Bishop honours historic Welsh Bible forgotten in vestry cupboard.
The Bishop of St Davids will join celebrations to mark the chance discovery of a rare, 400-year-old Welsh Bible in the cupboard of a small country church.
The Rt Revd Dorrien Davies was the first to realise the significance of the 1620 Bible when he spotted it three years ago in St Martin & St Enfail’s Church in the old parish of Merthyr near Carmarthen.
![1620 Bible [Merthyr] Closed](https://stdavids.contentfiles.net/media/images/1620_Bible_Merthyr_1.width-500.jpg)
The Bishop Parry Bible, one of the first in the Welsh language, was being used as a prop in a display at a flower festival. Former churchwarden Huw Evans found the Bible in a vestry cupboard lying forgotten and unrecognised among candles, linen and wine for communion. The warden had unknowingly stumbled on a book described by literary experts as a ‘precious treasure’.
Bishop Dorrien, then Archdeacon of Carmarthen, personally delivered the Bible for assessment and conservation in St Davids Cathedral Library. The Bishop will return to Merthyr on Sunday September 21st for a special service to celebrate the Bible, which played an important role in Welsh history in the reign of King James 1.

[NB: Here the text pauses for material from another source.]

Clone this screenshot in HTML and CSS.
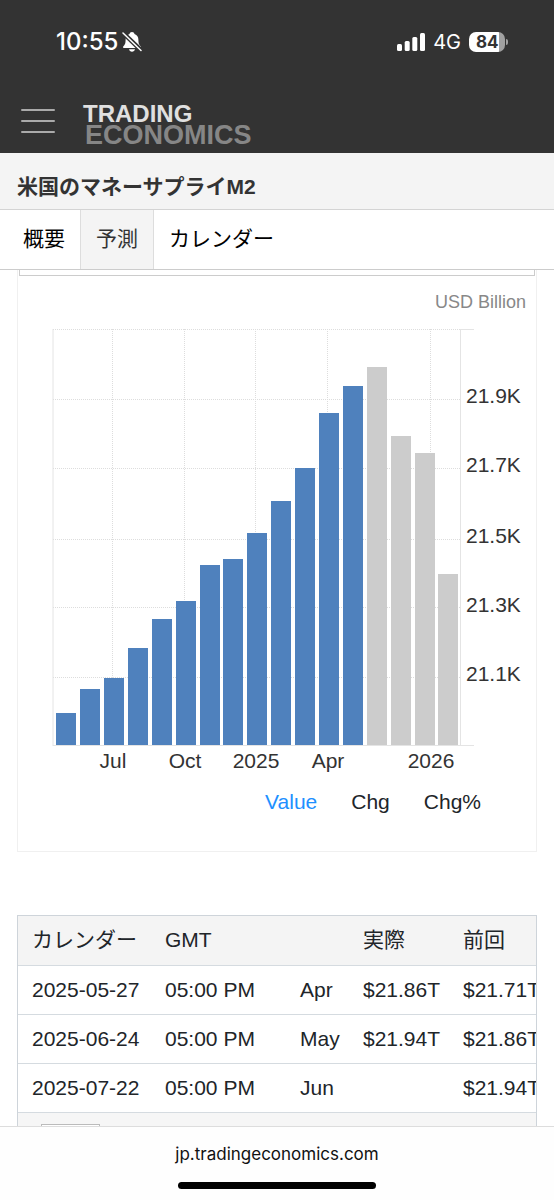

The Bible itself will also return to Merthyr to go on public display in St Martin and St Enfail’s on Saturday September 20th - Sunday September 21st from 12-4pm as part of CADW Open Doors, Wales’ contribution to the European Heritage Days initiative.
Former ITV journalist Ron Lewis will interview Cathedral Librarian Mari James about the Bible’s significance. The volume is a revised version of Bishop William Morgan’s iconic Welsh translation of 1588. Queen Elizabeth 1 had ordered Welsh Bibles to be distributed across Wales so the Scriptures could be available to all in their own language. This was the main Reformation project in Wales, intended to consolidate Protestantism.
The Bible was placed on the Shrine of St David during Bishop Dorrien’s enthronement last year. In June it featured in a nationwide conference of cathedral librarians and archivists alongside the first print of the William Morgan Bible on loan from Westminster Abbey.